Ok I promise I’ll get off the whole memory trip, at least for a while. It’s somewhat depressing and that isn’t cool for too many days in a row. All five songs were guessed yesterday and they weren’t even super easy. Good job people. Here are five new ones.

1. Everyone’s feeling pretty/ It’s hotter than July/ Though the world’s full of problems/ They couldn’t touch us even if they tried. Master Blaster (Jammin'), Stevi Wonder. Identified by My Parents. (on a side note I used to LOVE this song and ask for Ja-men all the time)

2. It’s raining/ It’s raining/ There’s nothing you can do/ It doesn’t only rain on you/ But you’re acting all upset/ like you’re the only one that’s wet.

3. Darling I/ I can’t explain/ Where did we lose our way/ Girl it’s driving me insane.

4. Just the thought/ Of our bed/ Makes me crumble like the plaster when you punched the wall beside my head. Out Of Range, Ani DiFranco. Identified by Brooke.

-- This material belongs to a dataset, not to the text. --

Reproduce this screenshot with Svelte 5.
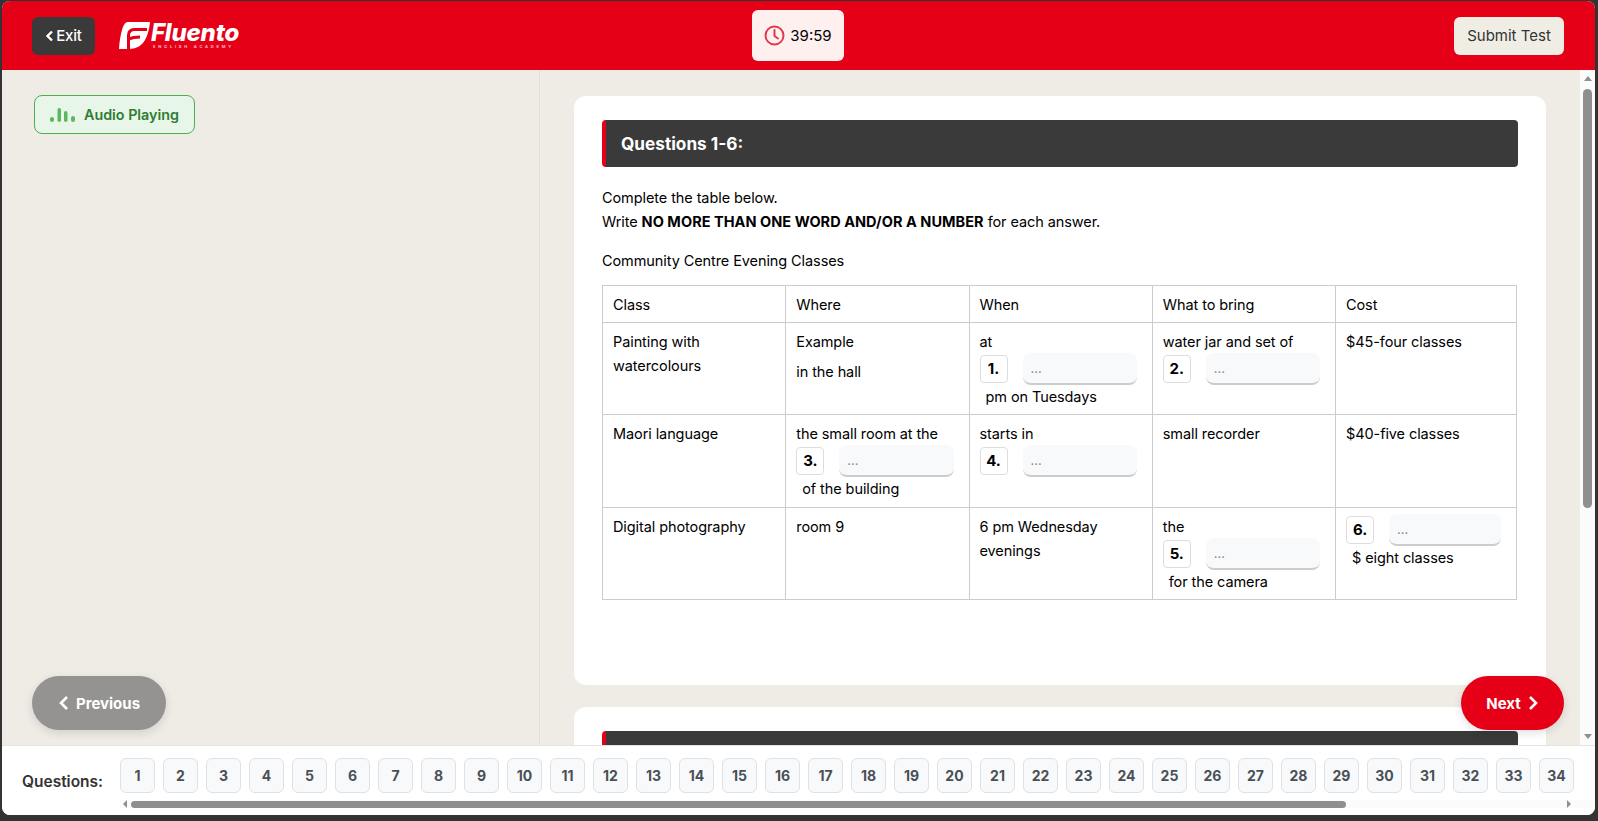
<script>
	const questionNumbers = Array.from({ length: 34 }, (_, i) => i + 1);
</script>

{#snippet blank(n)}
	<span class="blank">
		<span class="num">{n}.</span>
		<input type="text" placeholder="..." />
	</span>
{/snippet}

<div class="app">
	<header class="topbar">
		<div class="top-left">
			<button class="exit">
				<svg width="9" height="12" viewBox="0 0 9 12"><path d="M7 1.5 2.5 6 7 10.5" fill="none" stroke="currentColor" stroke-width="2.4" /></svg>
				Exit
			</button>
			<div class="logo">
				<svg width="31" height="27" viewBox="0 0 31 27">
					<path d="M9 0H31C30.500 6 29 12 27 16C24 23 18 27 10 27H0C0.500 19 1.500 13 3 8C4.500 3 6 0 9 0Z" fill="#fff" />
					<path d="M9.500 27V13.500C9.500 9.500 12 7.500 15.500 7.500H28M9.500 17C13 15.500 17 15 21 15" fill="none" stroke="#e60017" stroke-width="3" />
				</svg>
				<div class="wordmark">
					<span class="brand">Fluento</span>
					<span class="tag">ENGLISH ACADEMY</span>
				</div>
			</div>
		</div>
		<div class="timer">
			<svg width="21" height="21" viewBox="0 0 21 21" fill="none" stroke="#e0394d" stroke-width="2">
				<circle cx="10.500" cy="10.500" r="9" />
				<path d="M10.500 5v6l3.500 2.500" stroke-linecap="round" />
			</svg>
			<span>39:59</span>
		</div>
		<button class="submit">Submit Test</button>
	</header>

	<main class="body">
		<aside class="left">
			<div class="audio">
				<svg width="26" height="16" viewBox="0 0 26 16" fill="#5cb860">
					<rect x="0" y="10" width="4" height="5" rx="2" />
					<rect x="7.500" y="1" width="3.500" height="14" rx="1.750" />
					<rect x="14" y="4" width="3.500" height="11" rx="1.750" />
					<rect x="21" y="9" width="4" height="6" rx="2" />
				</svg>
				Audio Playing
			</div>
		</aside>

		<section class="right">
			<div class="scroll-content">
				<article class="card">
					<h2 class="q-head">Questions 1-6:</h2>
					<p class="intro">
						Complete the table below.<br />
						Write <strong>NO MORE THAN ONE WORD AND/OR A NUMBER</strong> for each answer.
					</p>
					<p class="table-title">Community Centre Evening Classes</p>
					<table>
						<thead>
							<tr>
								<th>Class</th>
								<th>Where</th>
								<th>When</th>
								<th>What to bring</th>
								<th>Cost</th>
							</tr>
						</thead>
						<tbody>
							<tr>
								<td>Painting with watercolours</td>
								<td>Example<p class="sub">in the hall</p></td>
								<td>at{@render blank(1)}<span class="after">pm on Tuesdays</span></td>
								<td>water jar and set of{@render blank(2)}</td>
								<td>$45-four classes</td>
							</tr>
							<tr>
								<td>Maori language</td>
								<td>the small room at the{@render blank(3)}<span class="after">of the building</span></td>
								<td>starts in{@render blank(4)}</td>
								<td>small recorder</td>
								<td>$40-five classes</td>
							</tr>
							<tr>
								<td>Digital photography</td>
								<td>room 9</td>
								<td>6 pm Wednesday evenings</td>
								<td>the{@render blank(5)}<span class="after">for the camera</span></td>
								<td>{@render blank(6)}<span class="after">$ eight classes</span></td>
							</tr>
						</tbody>
					</table>
				</article>
				<article class="card">
					<h2 class="q-head">&nbsp;</h2>
				</article>
			</div>
			<div class="vscroll">
				<span class="arrow up"></span>
				<span class="thumb"></span>
				<span class="arrow down"></span>
			</div>
		</section>

		<button class="float prev">
			<svg width="11" height="16" viewBox="0 0 11 16"><path d="M9 2 3 8l6 6" fill="none" stroke="currentColor" stroke-width="2.600" /></svg>
			Previous
		</button>
		<button class="float next">
			Next
			<svg width="11" height="16" viewBox="0 0 11 16"><path d="M2 2l6 6-6 6" fill="none" stroke="currentColor" stroke-width="2.600" /></svg>
		</button>
	</main>

	<footer class="qbar">
		<span class="qlabel">Questions:</span>
		<div class="qtrack">
			<div class="qlist">
				{#each questionNumbers as n}
					<button class="qbtn">{n}</button>
				{/each}
			</div>
			<div class="hscroll">
				<span class="harrow l"></span>
				<span class="hthumb"></span>
				<span class="harrow r"></span>
			</div>
		</div>
	</footer>
</div>

<style>
	:global(body) {
		background: #333;
		font-family: Inter, "Liberation Sans", sans-serif;
		overflow: hidden;
	}

	.app {
		height: 814px;
		margin: 1px 3px 6px 2px;
		border-radius: 8px;
		overflow: hidden;
		display: flex;
		flex-direction: column;
		background: #efece6;
	}

	button {
		font-family: inherit;
		border: none;
		cursor: pointer;
	}

	/* Top bar */
	.topbar {
		height: 69px;
		flex: none;
		background: #e60017;
		display: grid;
		grid-template-columns: 1fr auto 1fr;
		align-items: center;
		padding: 0 31px 0 30px;
	}

	.top-left {
		display: flex;
		align-items: center;
		gap: 24px;
	}

	.exit {
		width: 63px;
		height: 38px;
		background: #3a3a3a;
		color: #fff;
		border-radius: 6px;
		font-size: 15px;
		font-weight: 500;
		display: flex;
		align-items: center;
		justify-content: center;
		gap: 2px;
		letter-spacing: -0.2px;
	}

	.logo {
		display: flex;
		align-items: center;
		gap: 1px;
	}

	.wordmark {
		display: flex;
		flex-direction: column;
		align-items: flex-start;
	}

	.brand {
		color: #fff;
		font-size: 24px;
		line-height: 22px;
		font-weight: 800;
		font-style: italic;
		letter-spacing: -0.2px;
	}

	.tag {
		color: #fff;
		font-size: 4px;
		line-height: 5px;
		font-weight: 700;
		letter-spacing: 2.800px;
		opacity: 0.7;
		margin-left: 2px;
	}

	.timer {
		width: 92px;
		height: 51px;
		background: #fff0f0;
		border-radius: 6px;
		display: flex;
		align-items: center;
		justify-content: center;
		gap: 5px;
		font-size: 15px;
		color: #000;
	}

	.submit {
		justify-self: end;
		width: 110px;
		height: 38px;
		background: #f0ede5;
		color: #333;
		border-radius: 6px;
		font-size: 15px;
		font-weight: 400;
	}

	/* Body */
	.body {
		flex: 1;
		min-height: 0;
		display: flex;
		position: relative;
	}

	.left {
		width: 473px;
		flex: none;
		border-right: 1px solid #e2dfd9;
		padding: 25px 32px;
	}

	.audio {
		width: 161px;
		height: 39px;
		box-sizing: border-box;
		background: #e8f5e9;
		border: 1px solid #4caf50;
		border-radius: 8px;
		color: #2e7d32;
		font-size: 14.300px;
		font-weight: 600;
		display: flex;
		align-items: center;
		gap: 8px;
		padding-left: 15px;
	}

	.right {
		flex: 1;
		min-width: 0;
		display: flex;
	}

	.scroll-content {
		flex: 1;
		min-width: 0;
		overflow: hidden;
		padding: 26px 34px 0 34px;
	}

	.card {
		background: #fff;
		border-radius: 12px;
		padding: 24px 28px;
		height: 589px;
		box-sizing: border-box;
		margin-bottom: 22px;
		color: #000;
		font-size: 14.500px;
		line-height: 24px;
		letter-spacing: -0.09px;
	}

	.card strong {
		letter-spacing: 0.04px;
	}

	.q-head {
		margin: 0;
		height: 47px;
		box-sizing: border-box;
		background: #3a3a3a;
		border-left: 4px solid #e60017;
		border-radius: 4px;
		color: #fff;
		font-size: 17.200px;
		font-weight: 700;
		line-height: 47px;
		padding-left: 15px;
		letter-spacing: 0;
	}

	.intro {
		margin: 19px 0 15px;
	}

	.table-title {
		margin: 0 0 12px;
	}

	/* Table */
	table {
		width: calc(100% - 1px);
		table-layout: fixed;
		border-collapse: collapse;
	}

	th,
	td {
		border: 1px solid #ccc;
		text-align: left;
		vertical-align: top;
		padding: 7px 10px 5px;
		font-weight: 400;
	}

	th {
		line-height: 22px;
		padding: 8px 10px 6px;
	}

	th:last-child {
		width: 160px;
	}

	td {
		height: 79.300px;
	}

	.sub {
		margin: 6px 0 0;
	}

	.blank {
		display: flex;
		align-items: center;
		margin: -1px 5px 0 0;
		height: 32px;
	}

	.num {
		width: 28px;
		height: 28px;
		flex: none;
		box-sizing: border-box;
		border: 1px solid #ddd;
		border-radius: 4px;
		font-size: 15px;
		font-weight: 700;
		line-height: 26px;
		text-align: center;
		margin-right: 15px;
	}

	input {
		flex: 1;
		min-width: 0;
		height: 32px;
		box-sizing: border-box;
		background: #f8f9fa;
		border: none;
		border-bottom: 2px solid #ccc;
		border-radius: 8px;
		padding: 0 8px;
		font-family: inherit;
		font-size: 13px;
	}

	input::placeholder {
		color: #8a8a8a;
	}

	.after {
		display: block;
		margin-left: 6px;
	}

	/* Fake scrollbars */
	.vscroll {
		width: 15px;
		flex: none;
		background: #fbfbfb;
		display: flex;
		flex-direction: column;
		align-items: center;
	}

	.thumb {
		width: 9px;
		height: 419px;
		margin-top: 8px;
		border-radius: 5px;
		background: #8f8f8f;
		flex: none;
	}

	.arrow {
		width: 0;
		height: 0;
		border-left: 4.500px solid transparent;
		border-right: 4.500px solid transparent;
		flex: none;
	}

	.arrow.up {
		border-bottom: 5px solid #8f8f8f;
		margin-top: 6px;
	}

	.arrow.down {
		border-top: 5px solid #8f8f8f;
		margin-top: auto;
		margin-bottom: 6px;
	}

	/* Floating nav */
	.float {
		position: absolute;
		top: 606px;
		height: 54px;
		border-radius: 27px;
		color: #fff;
		font-size: 15px;
		font-weight: 700;
		display: flex;
		align-items: center;
		justify-content: center;
		gap: 7px;
		box-shadow: 0 3px 10px rgba(0, 0, 0, 0.12);
	}

	.prev {
		left: 30px;
		width: 134px;
		background: #949391;
	}

	.next {
		right: 31px;
		width: 103px;
		background: #e60017;
	}

	/* Question strip */
	.qbar {
		height: 70px;
		flex: none;
		box-sizing: border-box;
		background: #fff;
		border-top: 1px solid #e4e4e4;
		display: flex;
		padding: 12px 0 0 20px;
	}

	.qlabel {
		width: 98px;
		flex: none;
		padding-top: 14px;
		font-size: 15.500px;
		line-height: 20px;
		font-weight: 600;
		color: #333;
	}

	.qtrack {
		flex: 1;
		min-width: 0;
		display: flex;
		flex-direction: column;
	}

	.qlist {
		display: flex;
		gap: 8px;
	}

	.qbtn {
		width: 35px;
		height: 35px;
		flex: none;
		padding: 0;
		box-sizing: border-box;
		background: #f8f9fa;
		border: 1px solid #dee2e6;
		border-radius: 6px;
		color: #495057;
		font-size: 14px;
		font-weight: 700;
	}

	.hscroll {
		height: 8px;
		margin: 7px 0 0;
		display: flex;
		align-items: center;
		background: #fbfbfb;
		padding-left: 3px;
	}

	.hthumb {
		width: 1215px;
		height: 7px;
		border-radius: 4px;
		background: #8f8f8f;
		margin-left: 4px;
	}

	.harrow {
		width: 0;
		height: 0;
		border-top: 4px solid transparent;
		border-bottom: 4px solid transparent;
		flex: none;
	}

	.harrow.l {
		border-right: 4px solid #8f8f8f;
	}

	.harrow.r {
		border-left: 4px solid #8f8f8f;
		margin-left: auto;
		margin-right: 24px;
	}
</style>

5. Ain’t it just like the night/ To play/ Tricks when you’re trying to be so quiet. Visions of Johanna, Bob Dylan. Identified by Jaclyn

8 comments:

Anonymous said...

Number 5 is my ALL-TIME favorite Bob Dylan song "Visions of Johanna", which I named my Monte Carlo after while I was working with the union. Her name was Louise, the other girl in the song.

God I love that song. Thanks Nat!

Danielle said...

Man, Number 3 sounds so familiar but I am lost.
I wouldn't want to remember everything I have experienced. I have weird snapshots though. Like I remember my father poking me in the eye and an eyeball falling to the floor. It was of course a joke but I at four was devastated. And of course mistaking my sister's green tights clad legs for a snake.

Anonymous said...

4. Out of Range - Ani. Man, talk about memories! That song is so very freshman year to me.

BTW - my recollection of that much discussed Tori concert is that you, me, Roxanne and Valdez were there. And it got freezing so we left before Alanis Morisette played. Does that correspond with your memory?

notfearingchange said...

memories are very strong at times eh?

Anonymous said...

#1: Master Blaster (Jammin') by Stevie Wonder -- actually, Dad got it before I did, but only because he read your blog earlier in the day. So, I'm kind of posting this "by proxy".

Have enjoyed the memory posts. (BTW, I don't actually recall the incident with you and the rolling car. And isn't it amazing how responsible older sisters feel?)

Lizza said...

Those memories of yours were kind of traumatic, maybe that's why your brain hides them. And I agree, the thought of all the memories that might be hidden inside, possibly never to see the light of day, is sad.

Nice dream you had, though. Having a facial sounds good. :-)

Blondie said...

Memories are so crazy. I just had a memory of sliding off the road in my car because of YOUR memory of rolling in a car. Interesting...

Foofa said...

Jaclyn- You had a car other than Thurman? Did they love each other?

Danielle- It's a real well known one that people will slap their heads after I reveal it.

Brooke- I think you are completely correct in your memory. I forgot Alanis was there. We really didn't care too much about her.

Not Fearing- They sure are. They just come up and bite you in the ass.

Mom- It could very well be that the car only rolled a tiny way and my mind made it a much bigger deal. Or not. Big sisters are very responsible.

Lizza- Maybe but it seems that some of the most traumatic are also the most vivid. It is interesting what the brain tries to repress and what it doesn't. I haven't ever had a facial but my forehead has been dry. Maybe that's why I dreamt of it.

Blondie- And I just had a memory of sliding off the road in a friend’s car because of your memory of sliding off a road. It never ends.